A practical workflow starts with a dataset column for the input task, an expected outcome, and optional constraints such as allowed tools or forbidden actions. During each optimizer run, the application records branch attempts in a traceAI-langchain trace with agent.trajectory.step for each explored path. The engineer then compares pass rate, mean branch count, latency p99, and token-cost-per-trace across prompt versions.

FutureAGI’s approach is to treat ToT as a search strategy that needs evidence, not as a guarantee of better reasoning. If the best-performing prompt improves ReasoningQuality but doubles cost, the next action is not automatic rollout. The engineer can lower the branch budget, add a stopping rule, run a regression eval on high-risk cohorts, or route only complex requests through the ToT prompt while simpler requests stay on a direct prompt.

How to measure or detect Tree-of-Thoughts quality

Measure ToT at both branch and outcome level.
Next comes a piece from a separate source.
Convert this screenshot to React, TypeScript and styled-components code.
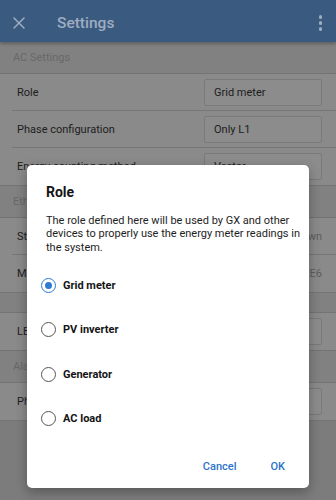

A final answer can be correct for the wrong reason, and a good branch search can still exceed the latency budget.

ReasoningQuality - scores whether the trajectory shows coherent intermediate reasoning, not just a polished final answer.
TaskCompletion - checks whether the selected branch actually finished the user goal.
agent.trajectory.step - records each explored branch or planning step when the app emits branch events into traces.
Branch budget - track candidate count, max depth, pruning rate, and retries per trace.
Dashboard signals - compare eval-fail-rate-by-cohort, latency p99, and token-cost-per-trace before and after ToT rollout.
User proxy - watch escalation-rate or thumbs-down rate on tasks routed through the ToT prompt.

from fi.evals import ReasoningQuality

metric = ReasoningQuality()
result = metric.evaluate(trajectory=run.trajectory)
print(result.score)

Common mistakes

Treat ToT as controlled search. The common production failures come from leaving the search unbounded or trusting the model to judge its own branches without outside checks.

Running ToT on every request; simple intents pay extra latency and cost without better outcomes.
Letting the model self-score branches without TaskCompletion, human labels, or a separate judge model.
Logging only the final branch, which makes failed paths impossible to audit during incident review.
Increasing branch depth after failures instead of checking whether the prompt, retriever, or tool schema caused the first wrong split.
Comparing ToT prompts with one example; non-deterministic-output needs repeated runs and confidence intervals.

Frequently Asked Questions

What is Tree-of-Thoughts?

Tree-of-Thoughts is a model reasoning strategy that explores multiple candidate paths, scores intermediate states, and selects or revises the best branch before final output. It is useful when one linear reasoning path hides early mistakes.

How is Tree-of-Thoughts different from chain-of-thought?

Chain-of-thought usually follows one visible reasoning path. Tree-of-Thoughts branches into several possible paths, compares them, and can backtrack before committing to an answer.

How do you measure Tree-of-Thoughts?

Measure ToT with branch-level traces, `agent.trajectory.step`, `ReasoningQuality`, `TaskCompletion`, token-cost-per-trace, and final eval pass rate. In FutureAGI, optimizer runs can compare candidate prompts across these signals.